Part of Advances in Neural Information Processing Systems 36 (NeurIPS 2023) Datasets and Benchmarks Track

Bibtex Paper Supplemental

Authors

Asanobu Kitamoto, Jared Hwang, Bastien Vuillod, Lucas Gautier, Yingtao Tian, Tarin Clanuwat

Abstract

This paper presents the official release of the Digital Typhoon dataset, the longest typhoon satellite image dataset for 40+ years aimed at benchmarking machine learning models for long-term spatio-temporal data. To build the dataset, we developed a workflow to create an infrared typhoon-centered image for cropping using Lambert azimuthal equal-area projection referring to the best track data. We also address data quality issues such as inter-satellite calibration to create a homogeneous dataset. To take advantage of the dataset, we organized machine learning tasks by the types and targets of inference, with other tasks for meteorological analysis, societal impact, and climate change.

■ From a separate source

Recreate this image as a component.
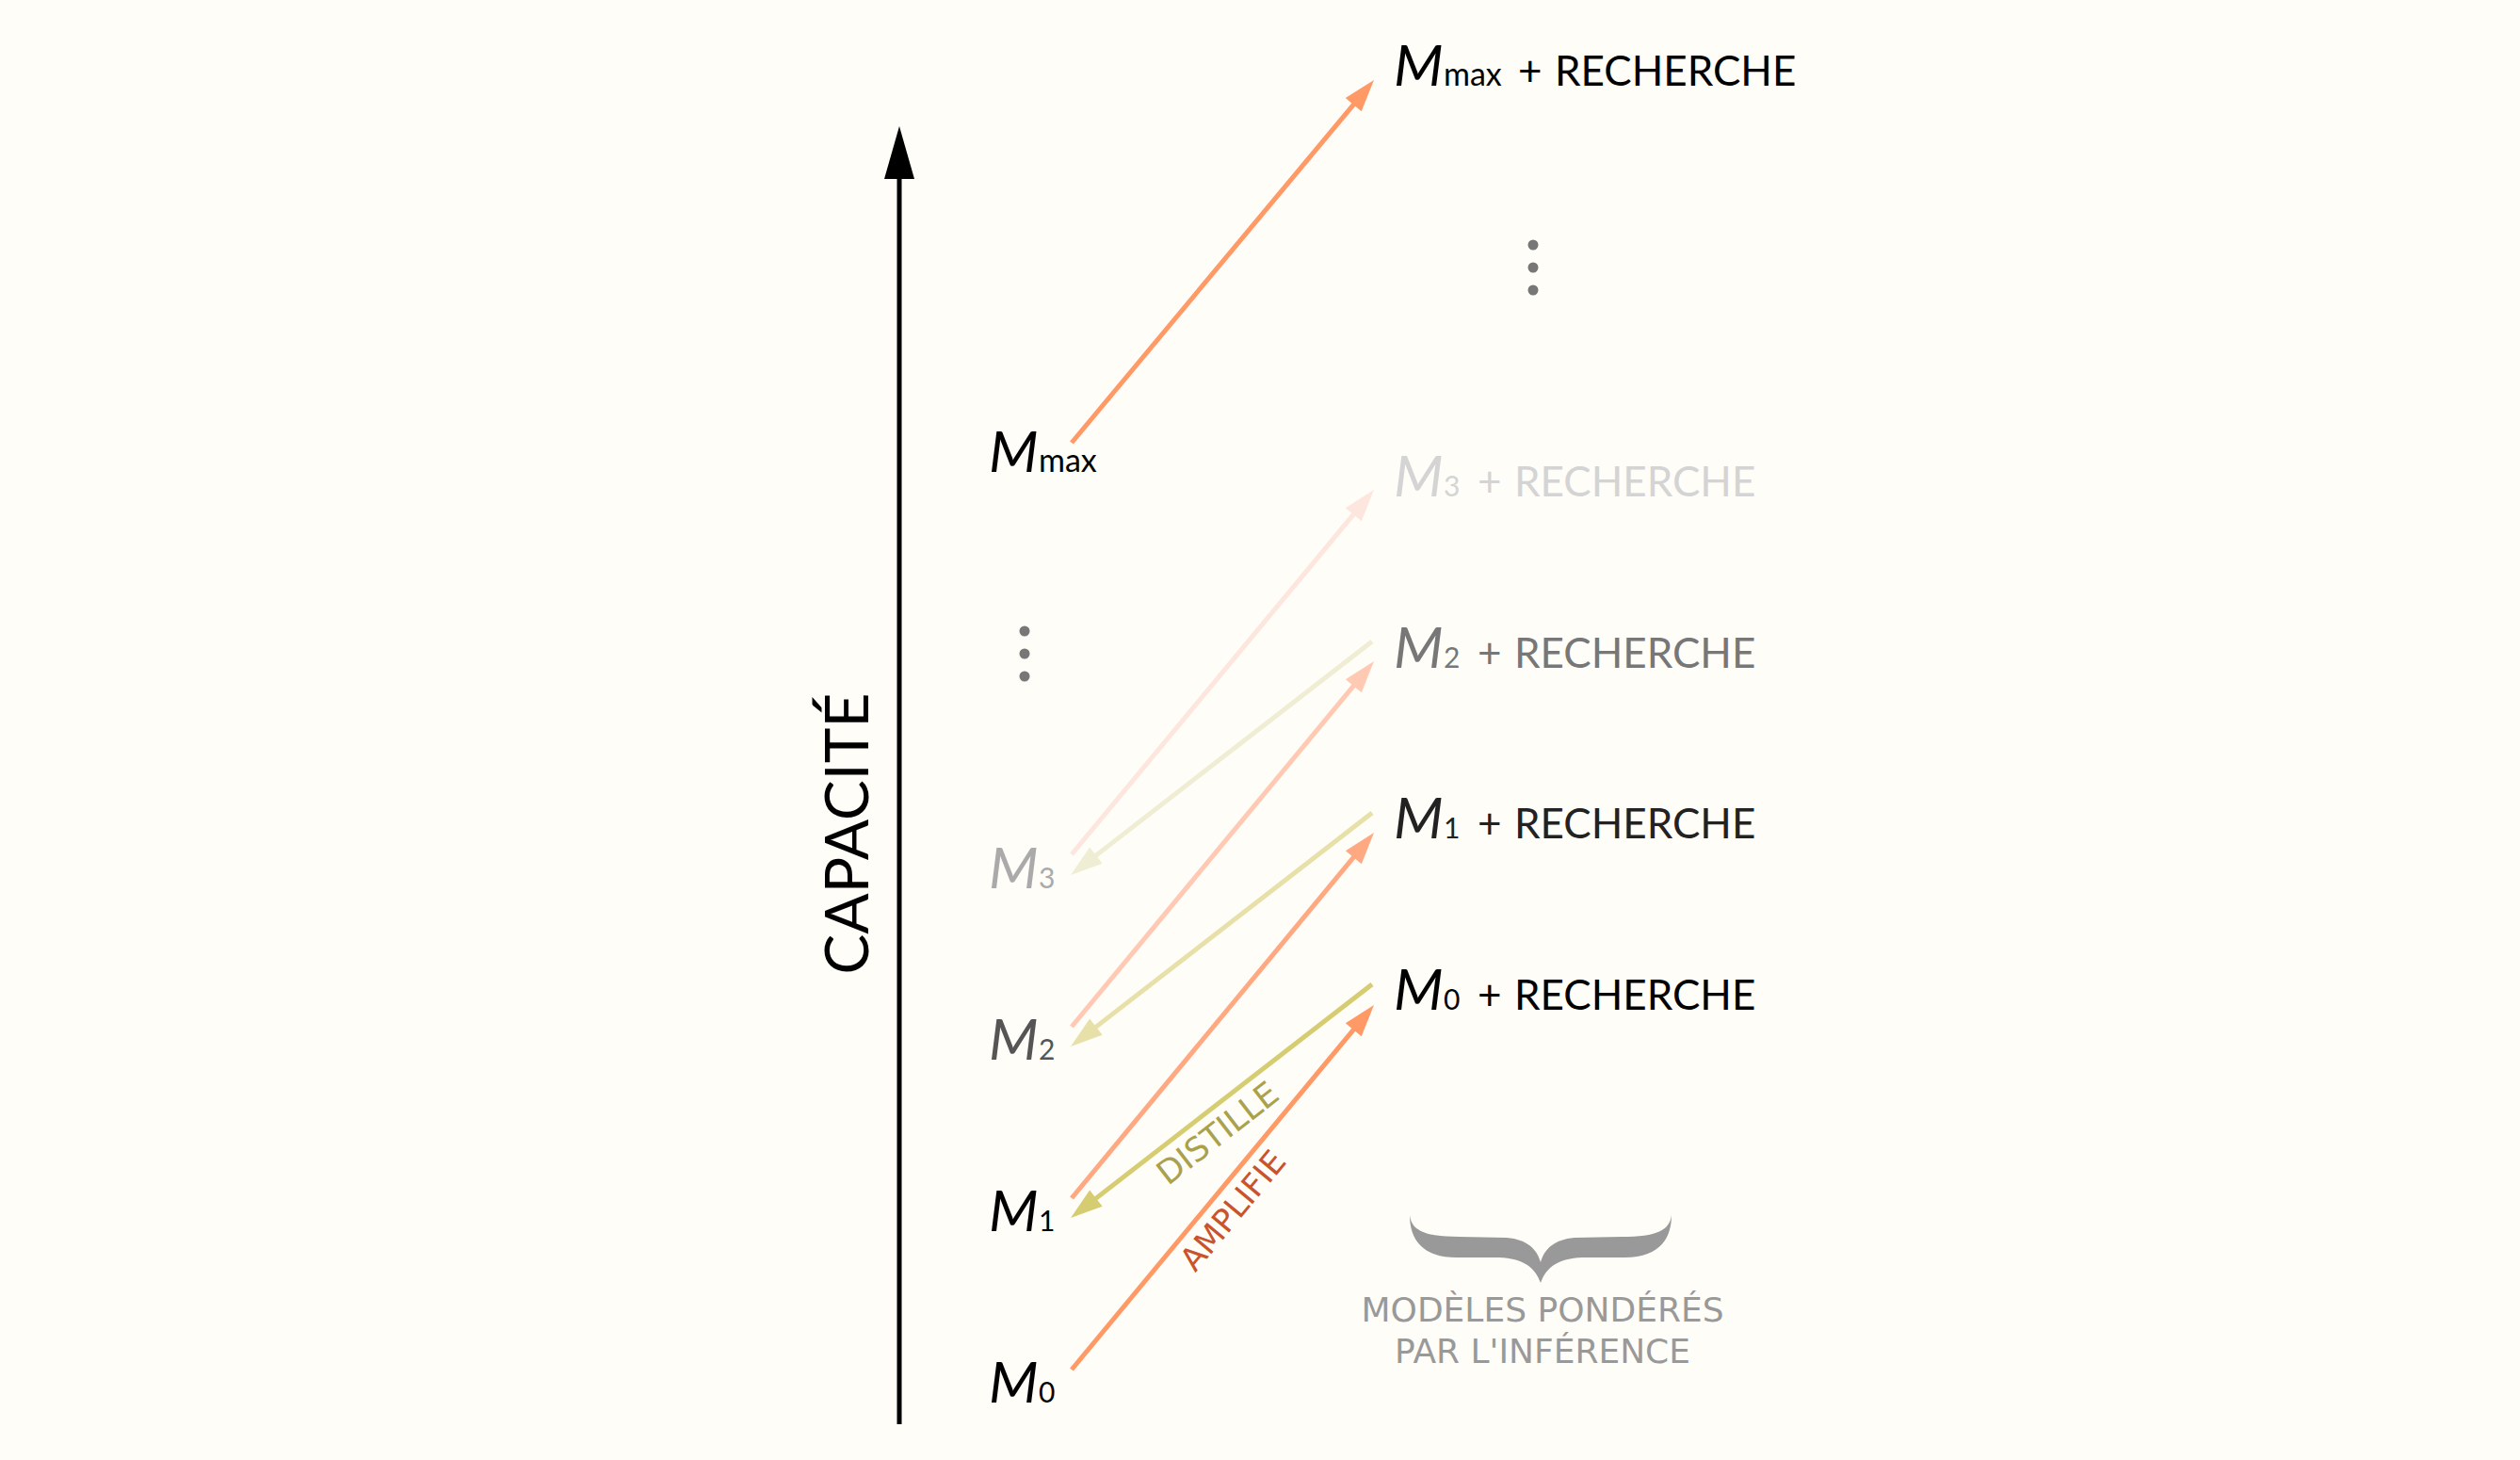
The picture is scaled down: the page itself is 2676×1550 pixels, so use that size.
type Pt = [number, number]

// amplify: M_i -> M_i + recherche (head at the right end)
const amplify: { from: Pt; to: Pt; color: string }[] = [
  { from: [1138, 907], to: [1459, 520], color: '#fde6dd' },
  { from: [1138, 1090], to: [1459, 702], color: '#ffc9b3' },
  { from: [1138, 1272], to: [1459, 884], color: '#ffa982' },
  { from: [1138, 1454], to: [1459, 1067], color: '#ff9966' },
  { from: [1138, 470], to: [1459, 85], color: '#ff9966' },
]

// distill: M_i + recherche -> M_i+1 (head at the left end)
const distill: { from: Pt; to: Pt; color: string }[] = [
  { from: [1457, 681], to: [1137, 929], color: '#efedd3' },
  { from: [1457, 863], to: [1137, 1111], color: '#e7e1a9' },
  { from: [1457, 1045], to: [1137, 1293], color: '#d6cd72' },
]

function Arrow({ from, to, color }: { from: Pt; to: Pt; color: string }) {
  const [x1, y1] = from
  const [x2, y2] = to
  const len = Math.hypot(x2 - x1, y2 - y1)
  const ux = (x2 - x1) / len
  const uy = (y2 - y1) / len
  const head = 34
  const hw = 11
  const bx = x2 - ux * head
  const by = y2 - uy * head
  const pts = `${x2},${y2} ${bx - uy * hw},${by + ux * hw} ${bx + uy * hw},${by - ux * hw}`
  return (
    <g>
      <line x1={x1} y1={y1} x2={bx + ux * 2} y2={by + uy * 2} stroke={color} strokeWidth={5} />
      <polygon points={pts} fill={color} />
    </g>
  )
}

const left = [
  { sub: 'max', y: 501, color: '#000000', big: true },
  { sub: '3', y: 943, color: '#aaaaaa' },
  { sub: '2', y: 1125, color: '#555555' },
  { sub: '1', y: 1307, color: '#000000' },
  { sub: '0', y: 1489, color: '#000000' },
]

const right = [
  { sub: 'max', y: 91, color: '#000000', big: true },
  { sub: '3', y: 527, color: '#d4d4d4' },
  { sub: '2', y: 709, color: '#777777' },
  { sub: '1', y: 890, color: '#222222' },
  { sub: '0', y: 1072, color: '#000000' },
]

function ModelLabel({ x, y, sub, color, big }: { x: number; y: number; sub: string; color: string; big?: boolean }) {
  return (
    <g fill={color} className="font-['Lato','Open_Sans',sans-serif]">
      <text x={x} y={y} fontSize={61} fontStyle="italic">M</text>
      <text x={x + 53} y={y} fontSize={big ? 34 : 30}>{sub}</text>
    </g>
  )
}

function Dots({ x, y }: { x: number; y: number }) {
  return (
    <g fill="#777777">
      <circle cx={x} cy={y} r={5.5} />
      <circle cx={x} cy={y + 24} r={5.5} />
      <circle cx={x} cy={y + 48} r={5.5} />
    </g>
  )
}

export default function App() {
  return (
    <div className="relative w-screen h-screen overflow-hidden bg-[#fffdf8]">
      <svg className="absolute inset-0" width={2676} height={1550} viewBox="0 0 2676 1550">
        {/* capacity axis */}
        <line x1={955} y1={1512} x2={955} y2={186} stroke="#000" strokeWidth={5} />
        <polygon points="955,134 939,190 971,190" fill="#000" />
        <text
          transform="translate(922 885) rotate(-90)"
          textAnchor="middle"
          fontSize={64}
          className="font-['Lato',sans-serif]"
          fill="#000"
        >
          CAPACITÉ
        </text>

        {distill.map((a, i) => <Arrow key={`d${i}`} {...a} />)}
        {amplify.map((a, i) => <Arrow key={`a${i}`} {...a} />)}

        {left.map(l => <ModelLabel key={`l${l.sub}`} x={1050} y={l.y} sub={l.sub} color={l.color} big={l.big} />)}

        {right.map(r => (
          <g key={`r${r.sub}`}>
            <ModelLabel x={1480} y={r.y} sub={r.sub} color={r.color} big={r.big} />
            <text
              x={r.big ? 1612 : 1569}
              y={r.y}
              fontSize={44}
              fill={r.color}
              className="font-['Lato','Open_Sans',sans-serif]"
            >
              +
            </text>
            <text
              x={r.big ? 1651 : 1608}
              y={r.y}
              fontSize={44}
              fill={r.color}
              className="font-['Lato','Open_Sans',sans-serif]"
            >
              RECHERCHE
            </text>
          </g>
        ))}

        <Dots x={1088} y={670} />
        <Dots x={1628} y={260} />

        <text
          transform="translate(1293 1203) rotate(-37.8)"
          textAnchor="middle"
          dominantBaseline="central"
          fontSize={35}
          fill="#aaa14c"
          className="font-['DejaVu_Sans',sans-serif]"
        >
          DISTILLE
        </text>
        <text
          transform="translate(1309 1285) rotate(-50.3)"
          textAnchor="middle"
          dominantBaseline="central"
          fontSize={34}
          fill="#c9532b"
          className="font-['DejaVu_Sans',sans-serif]"
        >
          AMPLIFIE
        </text>

        {/* brace */}
        <path
          d="M1497 1290 C1499 1306 1512 1313 1550 1313 L1600 1314 C1622 1316 1632 1326 1636 1340 C1640 1326 1650 1316 1672 1314 L1722 1313 C1760 1313 1773 1306 1775 1290 C1775 1312 1765 1335 1725 1335 L1680 1335 C1655 1336 1642 1345 1636 1362 C1630 1345 1617 1336 1592 1335 L1547 1335 C1507 1335 1497 1312 1497 1290 Z"
          fill="#999999"
        />
        <g fill="#999999" fontSize={36} textAnchor="middle" className="font-['DejaVu_Sans',sans-serif]">
          <text x={1638} y={1403}>MODÈLES PONDÉRÉS</text>
          <text x={1638} y={1447}>PAR L'INFÉRENCE</text>
        </g>
      </svg>
    </div>
  )
}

The benchmarking results on the analysis, forecasting, and reanalysis for the intensity suggest that the dataset is challenging for recent deep learning models, due to many choices that affect the performance of various models. This dataset reduces the barrier for machine learning researchers to meet large-scale real-world events called tropical cyclones and develop machine learning models that may contribute to advancing scientific knowledge on tropical cyclones as well as solving societal and sustainability issues such as disaster reduction and climate change. The dataset is publicly available at http://agora.ex.nii.ac.jp/digital-typhoon/dataset/ and https://github.com/kitamoto-lab/digital-typhoon/.